The book is written by Olympic figure-skating gold medalist Kristi Yamaguchi, so Cara’s talent for figure skating seems fitting.

Although parts of the story seem trite, the sentiment to pay it forward and pass kindness along is an important message for children to learn.

THE NIGHT BEFORE THE SNOW DAY,” by Natasha Wing, illustrated by Amy Wummer, Grosset & Dunlap, $4.99 (f) (ages 3-5)

Natasha Wing’s The Night Before series, which includes stories such as “The Night Before My Birthday” and “The Night Before Halloween,” continues with “The Night Before the Snow Day.”

The book is a play on “’Twas the Night Before Christmas” and follows a similar rhyming scheme as it describes a girl wishing and preparing for, then enjoying, a snow day and a day off school.

LITTLE BABYMOUSE AND THE CHRISTMAS CUPCAKES,” by Jennifer L. Holm and Matthew Holm, Random House Books for Young Readers, $17.99 (f) (ages 3-7)

Babymouse ate all the cookies left out for Santa, so she decides to make cupcakes instead.
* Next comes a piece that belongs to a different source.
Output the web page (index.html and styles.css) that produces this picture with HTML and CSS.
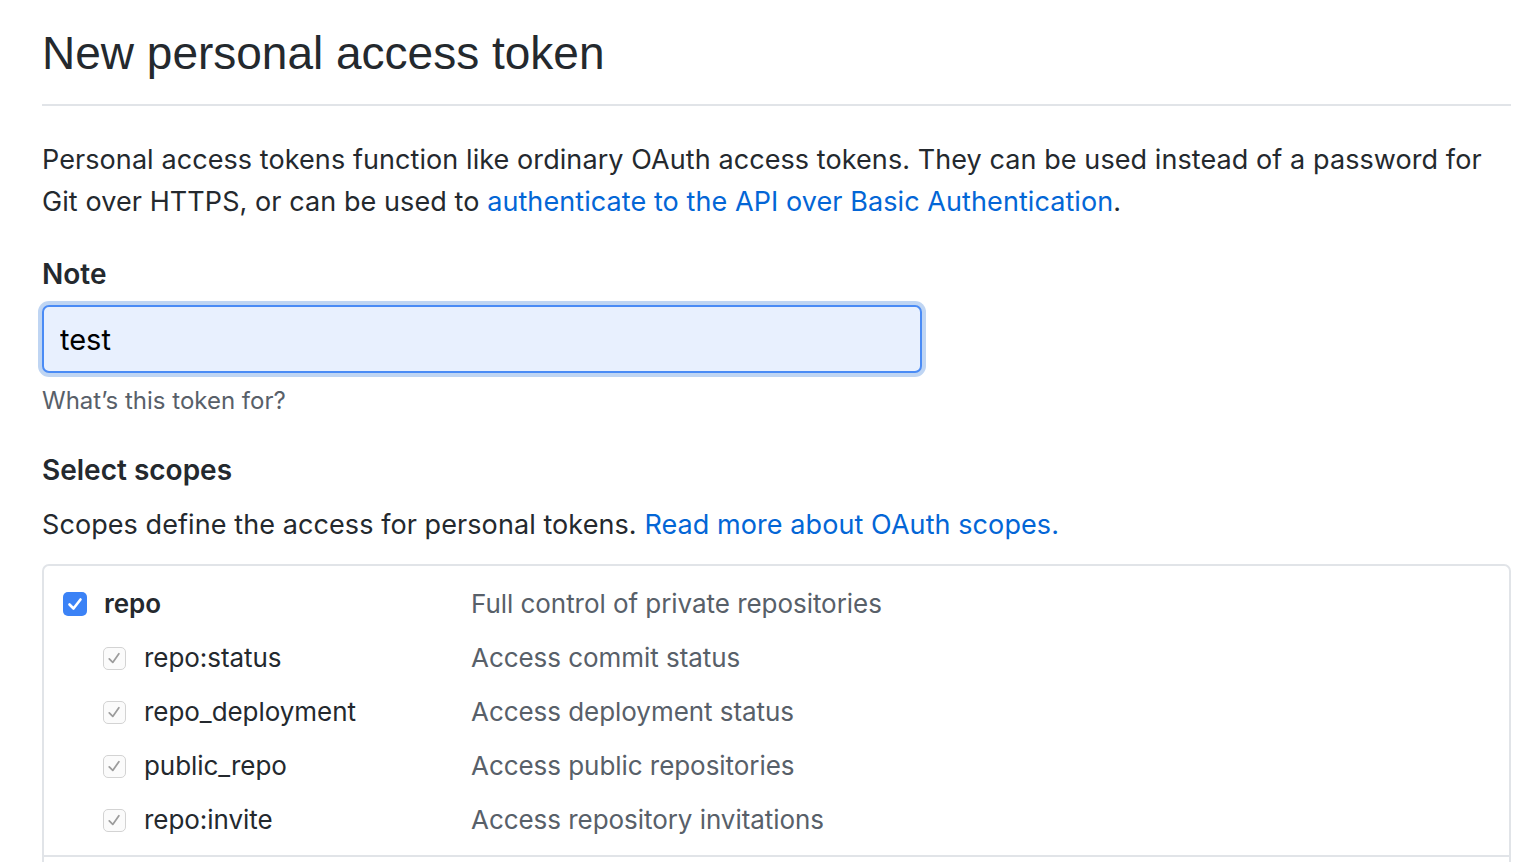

With her mom’s help, Babymouse compiles all the ingredients, but when it comes time to frost the cupcakes, her mom has to go take care of Babymouse’s little brother.

Instead of waiting for her mom to return, Babymouse completes the cupcakes on her own and imagines she is a knight with the charge to protect the cupcakes.

The book has a comic book feel to it, with many pages having multiple panels depicting the scenes as they progress.